The 80-year-old wrote: “Now they are complaining about R Brooks saving an old horse from the glue factory!”
Follower Paul Blandford replied with the jibe: “Of all the things you could be called rupert, an ‘old horse’ is by far the most flattering…!”
MP Tom Watson, who has been at the forefront of the campaign against phone hacking and other wrongdoing, tweeted back, saying “@rupertmurdoch You comment on her horse but not on her insider knowledge of a criminal investigation into your company.
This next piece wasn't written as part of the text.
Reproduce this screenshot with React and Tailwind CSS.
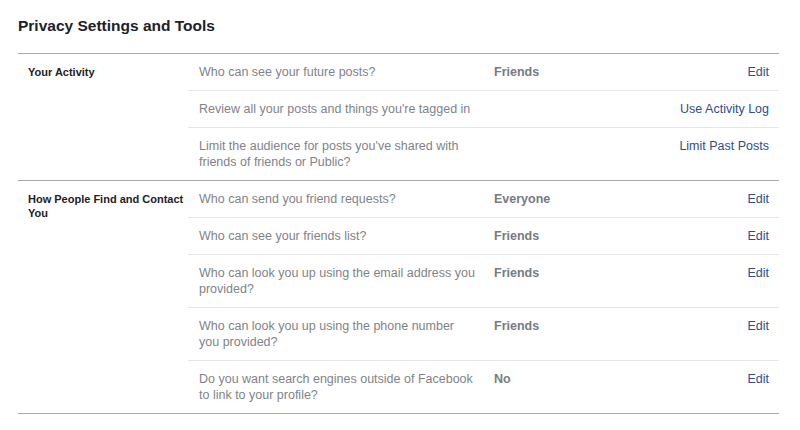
import React from "react";

const sections = [
  {
    label: "Your Activity",
    rows: [
      { q: "Who can see your future posts?", v: "Friends", a: "Edit" },
      { q: "Review all your posts and things you're tagged in", v: "", a: "Use Activity Log" },
      { q: "Limit the audience for posts you've shared with friends of friends or Public?", v: "", a: "Limit Past Posts" },
    ],
  },
  {
    label: "How People Find and Contact You",
    rows: [
      { q: "Who can send you friend requests?", v: "Everyone", a: "Edit" },
      { q: "Who can see your friends list?", v: "Friends", a: "Edit" },
      { q: "Who can look you up using the email address you provided?", v: "Friends", a: "Edit" },
      { q: "Who can look you up using the phone number you provided?", v: "Friends", a: "Edit" },
      { q: "Do you want search engines outside of Facebook to link to your profile?", v: "No", a: "Edit" },
    ],
  },
];

export default function App() {
  return (
    <div
      className="w-[800px] h-[430px] bg-white px-[18px] overflow-hidden"
      style={{ fontFamily: '"Liberation Sans", Arial, sans-serif' }}
    >
      <h1 className="pt-[16px] pb-[17px] text-[15.5px] leading-[20px] font-bold text-[#1d2129]">
        Privacy Settings and Tools
      </h1>
      <div className="w-[761px] border-t border-[#a9abaf]">
        {sections.map((s) => (
          <div key={s.label} className="flex border-b border-[#a9abaf]">
            <div className="w-[170px] shrink-0 pl-[10px] pt-[11px] text-[11px] leading-[14px] font-bold text-[#1d2129]">
              {s.label}
            </div>
            <div className="flex-1">
              {s.rows.map((r, i) => (
                <div
                  key={i}
                  className={
                    "flex pl-[11px] pr-[10px] py-[10px] text-[12.5px] leading-[16px] " +
                    (i < s.rows.length - 1 ? "border-b border-[#e5e6e9]" : "")
                  }
                >
                  <div className="w-[295px] shrink-0 pr-[18px] text-[#7f8389]">{r.q}</div>
                  <div className="flex-1 font-bold text-[#777b82]">{r.v}</div>
                  <div className="text-[#2f4d8a] text-right">{r.a}</div>
                </div>
              ))}
            </div>
          </div>
        ))}
      </div>
    </div>
  );
}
Have you no shame?”
The Metropolitan Police admitted they had loaned Brooks the horse, which had reached the end of its working life, to keep at her home in Chipping Norton, Oxfordshire.
The Met added in a statement: “”When a police horse reaches the end of its working life, Mounted Branch officers find it a suitable retirement home … the appropriate welfare checks are carried out by Mounted Branch officers.
“Whilst responsibility for feeding the animal and paying vet bills passes to the person entrusted with its care at its new home, the horse remains the property of the Metropolitan police service.
“Retired police horses are not sold on and can be returned to the care of the MPS at any time.”
Brooks was one of just 12 people allowed to take ex-police horses home.
A Met spokesman said Brooks returned the horse, named Raisa, in “poor” condition.
Raisa was re-homed with a police officer in 2010 and later died of natural causes.